In contrast to XML and flat-file schemas, there is no EIP functionality to store or retrieve JSON schemas to validate JSON messages (unlike Liquid Transforms which can be stored). Instead, JSON schemas are embedded within the Logic App workflow HTTP Request trigger and Compose JSON action to perform JSON message validation. There are a couple of points about JSON schemas to note:

  • JSON Schema Version Draft 3, 4, & 6: The HTTP Request trigger and Parse JSON action can validate against the draft 3, draft 4, & draft 6 JSON schema specifications; 
  • JSON External Schema References: The $ref keyword in JSON schemas cannot be used to resolve external references. Attempting to references an external schema will generate the error “InvalidTemplate. Unable to process template language expressions in action 'xxxxx' inputs at line 'xx' and column 'xx': 'Could not resolve schema reference 'https://xxxxx'. Path 'xxxxx'.'.”;
  • JSON Schema pattern keyword: The JSON schema pattern keyword has been blocked due to DoS security concerns (see here & here) and cannot be used in the HTTP Request trigger or Compose JSON action to validate a JSON instance.

The following sections will now examine message validation in Logic Apps in more detail and suggest workarounds to some of the issues highlighted above.

 

Retrieving Schemas from the Integration Account

Logic Apps provides an Integration Account Artifact Lookup action to retrieve Integration Account artifacts (see Get artifact metadata). The action has a drop-down list to select the artifact type (Schema, Map, Partner, Agreement) and a name parameter for the artifact name in the Integration Account, which can be entered at design-time or specified dynamically at runtime.  

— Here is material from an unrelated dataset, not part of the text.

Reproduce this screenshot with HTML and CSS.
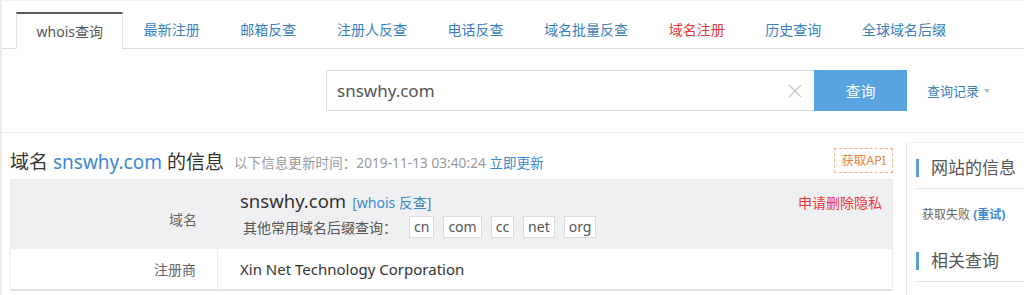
FILE: index.html
```html
<!DOCTYPE html>
<html>
<head>
<meta charset="utf-8">
<link rel="stylesheet" href="styles.css">
</head>
<body>
<div class="page">
  <div class="tabs">
    <div class="tab active">whois查询</div>
    <div class="tab">最新注册</div>
    <div class="tab">邮箱反查</div>
    <div class="tab">注册人反查</div>
    <div class="tab">电话反查</div>
    <div class="tab">域名批量反查</div>
    <div class="tab red">域名注册</div>
    <div class="tab">历史查询</div>
    <div class="tab">全球域名后缀</div>
  </div>

  <div class="search-row">
    <div class="search-box">
      <span class="search-text">snswhy.com</span>
      <span class="clear">
        <svg width="14" height="14" viewBox="0 0 14 14"><path d="M1 1 L13 13 M13 1 L1 13" stroke="#c4c4c4" stroke-width="1.3" fill="none"/></svg>
      </span>
    </div>
    <div class="search-btn">查询</div>
    <div class="history">查询记录<span class="caret"></span></div>
  </div>

  <div class="content">
    <div class="main">
      <div class="title-row">
        <div class="title">域名 <span class="blue">snswhy.com</span> 的信息</div>
        <div class="update">以下信息更新时间：2019-11-13 03:40:24 <span class="blue">立即更新</span></div>
        <div class="api">获取API</div>
      </div>
      <div class="table">
        <div class="row gray">
          <div class="label">域名</div>
          <div class="value">
            <div class="line1">
              <span class="domain">snswhy.com</span>
              <span class="whois-link">[whois 反查]</span>
              <span class="privacy">申请删除隐私</span>
            </div>
            <div class="line2">
              <span class="suffix-label">其他常用域名后缀查询：</span>
              <span class="sfx">cn</span><span class="sfx">com</span><span class="sfx">cc</span><span class="sfx">net</span><span class="sfx">org</span>
            </div>
          </div>
        </div>
        <div class="row">
          <div class="label">注册商</div>
          <div class="value reg">Xin Net Technology Corporation</div>
        </div>
      </div>
    </div>
    <div class="side">
      <div class="side-head">网站的信息</div>
      <div class="side-body">获取失败 <span class="retry">(重试)</span></div>
      <div class="side-head second">相关查询</div>
    </div>
  </div>
</div>
</body>
</html>
```

FILE: styles.css
```css
* { box-sizing: border-box; }
html, body { margin: 0; padding: 0; background: #fff; }
body {
  font-family: "Noto Sans", "Noto Sans CJK SC", sans-serif;
  color: #333;
  width: 1024px;
  height: 295px;
  overflow: hidden;
}
.page {
  width: 1024px;
  height: 295px;
  border-left: 2px solid #ececec;
  border-top: 1px solid #f0f0f0;
  overflow: hidden;
}
.tabs {
  display: flex;
  margin-top: 11px;
  padding-left: 14px;
  height: 37px;
  border-bottom: 1px solid #dcdcdc;
}
.tab {
  padding: 0 20.3px;
  font-size: 14px;
  line-height: 35px;
  color: #3a7fc0;
  white-space: nowrap;
}
.tab.active {
  color: #555;
  border-top: 2px solid #555860;
  border-left: 1px solid #e2e2e2;
  border-right: 1px solid #e2e2e2;
  background: #fff;
  height: 37px;
  margin-bottom: -1px;
  padding: 0 19.5px;
}
.tab.red { color: #e4393c; }

.search-row {
  display: flex;
  align-items: center;
  margin-top: 21px;
  padding-left: 324px;
  height: 41px;
}
.search-box {
  width: 488px;
  height: 41px;
  border: 1px solid #dcdcdc;
  border-right: none;
  display: flex;
  align-items: center;
  justify-content: space-between;
  padding: 0 12px 0 10px;
}
.search-text {
  font-size: 17px;
  color: #555;
}
.clear { display: flex; align-items: center; }
.search-btn {
  width: 93px;
  height: 41px;
  background: #59a3e0;
  color: #fff;
  font-size: 15px;
  display: flex;
  align-items: center;
  justify-content: center;
}
.history {
  margin-left: 20px;
  font-size: 13px;
  color: #3a7fc0;
  display: flex;
  align-items: center;
}
.caret {
  display: inline-block;
  margin-left: 5px;
  width: 0; height: 0;
  border-left: 3.5px solid transparent;
  border-right: 3.5px solid transparent;
  border-top: 4px solid #bbb;
}

.content {
  margin-top: 21px;
  border-top: 1px solid #eeeeee;
  display: flex;
  padding-left: 8px;
}
.main {
  width: 883px;
  padding-top: 14px;
}
.title-row {
  display: flex;
  align-items: center;
  height: 26px;
}
.title {
  font-size: 19px;
  color: #333;
  white-space: nowrap;
  margin-top: 1px;
}
.blue { color: #3d88cf; }
.update {
  margin-left: 10px;
  font-size: 13.5px;
  color: #999;
  margin-top: 3px;
  white-space: nowrap;
  letter-spacing: 0.1px;
}
.update .blue { color: #3d88cf; }
.api {
  margin-left: auto;
  margin-right: 0;
  border: 1px dashed #e8b48a;
  color: #e8873a;
  font-size: 12.5px;
  height: 25px;
  line-height: 23px;
  padding: 0 6px;
}
.table {
  margin-top: 6px;
  border: 1px solid #ececec;
  border-bottom: 2px solid #e3e3e3;
}
.row {
  display: flex;
}
.row.gray {
  background: #f0f0f2;
  height: 69px;
}
.label {
  width: 207px;
  text-align: right;
  padding-right: 21px;
  font-size: 14px;
  color: #666;
  display: flex;
  align-items: center;
  justify-content: flex-end;
  flex-shrink: 0;
}
.row.gray .label { padding-top: 8px; }
.row + .row .label { border-right: 1px solid #ececec; }
.value {
  flex: 1;
  padding-left: 22px;
}
.line1 {
  display: flex;
  align-items: baseline;
  margin-top: 8px;
  height: 28px;
}
.domain { font-size: 18.5px; color: #333; }
.whois-link { font-size: 14px; color: #3d88cf; margin-left: 6px; }
.privacy {
  margin-left: auto;
  margin-right: 10px;
  font-size: 14px;
  color: #e4393c;
}
.line2 {
  display: flex;
  align-items: center;
  margin-top: 0;
  padding-left: 3px;
}
.suffix-label { font-size: 14px; color: #555; margin-right: 12px; }
.sfx {
  background: #fff;
  border: 1px solid #dcdcdc;
  font-size: 14px;
  color: #555;
  height: 22px;
  line-height: 20px;
  padding: 0 4px;
  margin-right: 9px;
}
.row + .row { height: 40px; }
.value.reg {
  display: flex;
  align-items: center;
  font-size: 15px;
  color: #333;
  padding-left: 22px;
}

.side {
  margin-left: 13px;
  margin-top: 9px;
  flex: 1;
  border-left: 1px solid #e6e6e6;
  border-top: 1px solid #f2f2f2;
  padding-left: 9px;
  height: 200px;
}
.side-head {
  margin-top: 16px;
  font-size: 17px;
  color: #555;
  padding-left: 12px;
  border-left: 3px solid #5a9fd0;
  line-height: 18px;
  height: 18px;
  position: relative;
}
.side-head::after {
  content: "";
  position: absolute;
  left: -3px;
  right: 0;
  top: 29px;
  border-bottom: 1px solid #e3e3e3;
}
.side-body {
  margin-top: 28px;
  font-size: 12px;
  color: #666;
  padding-left: 6px;
}
.retry { color: #3d88cf; font-weight: bold; }
.side-head.second { margin-top: 29px; }
```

The Integration Account Artifact Lookup action is limited in that it cannot be used for searching artifacts. So, for example, BizTalk Server identifies an incoming message by both the target namespace and root node name and uses both these values to find the appropriate XML schema; it is possible for there to be different messages with the same root node name or the same message with a different target namespace (sometimes used for versioning). One solution to this is to write a custom Integration Account Artifact Lookup function. An example of an Azure Function to do this is given below (the RootNodeName and TargetNamespace values are passed in the header):

run.csx

using Microsoft.Azure.Management.Logic;
using Microsoft.Azure.Management.Logic.Models;
using Microsoft.Azure.Services.AppAuthentication;
using Microsoft.Rest;
using System;
using System.Collections.Concurrent;
using System.Net;
 
public static  ConcurrentBag<IntegrationAccountSchema> _schemas = null;
 
public static  async Task<HttpResponseMessage> Run(HttpRequestMessage req, TraceWriter log)
{
    string subscriptionId = "xxxxxxxx-xxxx-xxxx-xxxx-xxxxxxxxxxxx";
    string resourceGroup = "xxxxxxxxxxxxxxx";
    string integrationAccount = "xxxxxxxxxxxxxxxx";
  
    // Get Integration Account Schemas
    if (_schemas == null)
    {
        // Get LogicManagementClient object to access the Integration Account artefacts
        var provider = new  AzureServiceTokenProvider();
        var token = await provider.GetAccessTokenAsync("https://management.azure.com/");
        var client = new  LogicManagementClient(new TokenCredentials(token)) { SubscriptionId = subscriptionId };
        _schemas = new  ConcurrentBag<IntegrationAccountSchema>(client.Schemas.ListByIntegrationAccounts(resourceGroup, integrationAccount));
    }
  
    // Find schema name
    string rootNodeName = req.Headers.GetValues("RootNodeName").First();
    string targetNamespace = req.Headers.GetValues("TargetNamespace").First();
    string name = String.Empty;
    var ias = from s in  _schemas where s.DocumentName == rootNodeName && s.TargetNamespace == targetNamespace select s;
    if (ias.Count() > 0) name = ias.First<IntegrationAccountSchema>().Name;
 
    return req.CreateResponse(HttpStatusCode.OK, name);
} 

 

project.json

{ 
 "frameworks": { 
   "net46":{ 
     "dependencies": { 
       "Microsoft.Azure.Management.Logic": "3.0.0", 
       "Microsoft.Rest.ClientRuntime": "2.3.10",
       "Microsoft.IdentityModel.Clients.ActiveDirectory": "3.14.2",
       "Microsoft.Azure.Services.AppAuthentication": "1.1.0-preview"
     } 
   } 
 } 
}

 

The example above demonstrates how to access the Integration Account artifacts from an Azure Function (for a given Subscription ID, Resource Group, and Integration Account). The LogicManagementClient class allows us to access all the Integration Account artifacts and extend the existing lookup functionality of the Integration Account Artifact Lookup action. For more information see here.

XML Validation

 

The Logic App XML Validation Action

To use the Logic App XML Validation action a Logic App Integration Account is required. Attempting to use it without one will result in the error “The workflow must be associated with an integration account to use the workflow run action 'XML_Validation' of type 'XmlValidation'.” The Logic App XML Validation action has two parameters: Content and Schema. The latter can be selected from a dropdown list or the value can be specified dynamically at runtime.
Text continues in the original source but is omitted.